A sense of fair play pervaded the enterprise. You didn't say or do anything too outrageous, while matey in the van got paid overtime in exchange for getting out from under his missus' feet for the afternoon. It was far from unknown for the teams on both sides to meet in mutually neutral territory and gently rib each other.

Skip forward to today, and Ofcom — which has inherited the gig of looking after the airwaves — is intent on taking all the fun out of it. It's just published a report on its proposed automatic monitoring system. Ofcom's dream is of a country dotted with hundreds of robot listeners, all talking to each other while they scan the airwaves for hints of naughtiness. If something crops up, the nearest Robo-Marconis log everything about it while comparing notes to pinpoint the exact position of the offender.

The test boxes they cobbled together are reasonably smart. A GPS receiver provides accurate timing and the physical location of the box, while computerised radios march up and down the bands keeping an ear out for things. The whole lot connects to the Internet and thus to central control, which correlates what's picked up.

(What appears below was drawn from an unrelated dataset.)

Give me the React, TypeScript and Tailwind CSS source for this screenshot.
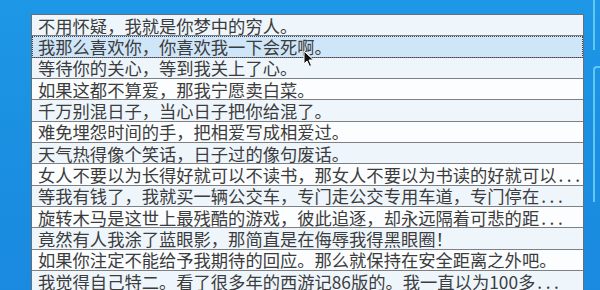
import React from 'react';

const lines = [
  '不用怀疑，我就是你梦中的穷人。',
  '我那么喜欢你，你喜欢我一下会死啊。',
  '等待你的关心，等到我关上了心。',
  '如果这都不算爱，那我宁愿卖白菜。',
  '千万别混日子，当心日子把你给混了。',
  '难免埋怨时间的手，把相爱写成相爱过。',
  '天气热得像个笑话，日子过的像句废话。',
  '女人不要以为长得好就可以不读书，那女人不要以为书读的好就可以...',
  '等我有钱了，我就买一辆公交车，专门走公交专用车道，专门停在...',
  '旋转木马是这世上最残酷的游戏，彼此追逐，却永远隔着可悲的距...',
  '竟然有人我涂了蓝眼影，那简直是在侮辱我得黑眼圈！',
  '如果你注定不能给予我期待的回应。那么就保持在安全距离之外吧。',
  '我觉得自己特二。看了很多年的西游记86版的。我一直以为100多...',
];

// mouse pointer over the selected row
const Cursor = () => (
  <svg width="12" height="18" viewBox="0 0 12 18" className="absolute z-10 left-[271px] top-[14px]">
    <path d="M1 1 L1 14 L4 11 L6.5 16.5 L8.5 15.5 L6 10 L10.5 10 Z" fill="#111" stroke="#fff" strokeWidth="1" />
  </svg>
);

const Line = ({ text }: { text: string }) => {
  if (text.endsWith('...')) {
    return (
      <span className="inline-block leading-[21px]">
        {text.slice(0, -3)}
        <span className="tracking-[3.6px] pl-[2px]">...</span>
      </span>
    );
  }
  return <span className="inline-block leading-[21px]">{text}</span>;
};

const App: React.FC = () => {
  return (
    <div className="w-[600px] h-[290px] overflow-hidden flex bg-[linear-gradient(180deg,#1e97e6_0%,#1a8ee0_60%,#1a8ae0_100%)]">
      <div className="pt-[14px] pl-[31px]">
        <div
          className="w-[553px] flex flex-col border border-[#6b6f73] border-b-0"
          style={{ fontFamily: '"Noto Sans CJK SC", "Noto Sans", sans-serif' }}
        >
          {lines.map((line, i) => {
            const selected = i === 1;
            const bg = selected ? 'bg-[#cfe5f8]' : i % 2 === 0 ? 'bg-[#eef6fc]' : 'bg-[#fbfdff]';
            return (
              <div
                key={i}
                className={`relative h-[21.33px] shrink-0 flex items-center pl-[6px] border-b border-[#7d8185] text-[17.3px] leading-[21px] text-[#3c3c3c] whitespace-nowrap ${bg} ${selected ? 'outline outline-1 outline-dotted outline-[#445] -outline-offset-1' : ''}`}
              >
                <Line text={line} />
                {selected && <Cursor />}
              </div>
            );
          })}
        </div>
      </div>

      {/* edge of the window behind, on the right */}
      <div className="ml-[9px] flex flex-col">
        <div className="w-[2px] h-[50px] bg-[#5fc8f5]" />
        <div className="mt-[16px] w-[10px] h-[136px] border-l-2 border-t-2 border-[#5fc8f5] rounded-tl-sm" />
      </div>
    </div>
  );
};

export default App;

The report on how the trial went has some sad little asides. For example: the original plan was to connect the system together with 3G. However, "The limitations of the 3G data cards, particularly in the Malvern area due to poor network coverage and failures with the network, meant that an alternative solution had to be investigated and trialled." Aw. 3G not living up to its promise? If I were Ofcom, I'd have a word with whatever government agency set the rules for that service and farmed out the frequencies.

The rest of the report — more than 200 pages — makes fascinating reading if you're of a radio bent. And the conclusion? The network as envisioned would be very expensive, but worth it — and I'm sure that has nothing to do with the main companies behind the test system being the ones that'll benefit most from such copious spending.

Meanwhile, as anyone in London can attest, the pirate beat goes on. And on. Even I can find the transmitters — it's not a lack of technological capacity that's stopping them being nabbed, it's lack of political will. As a denizen of a muddy field far away in time, may I hope that such faffery may long continue.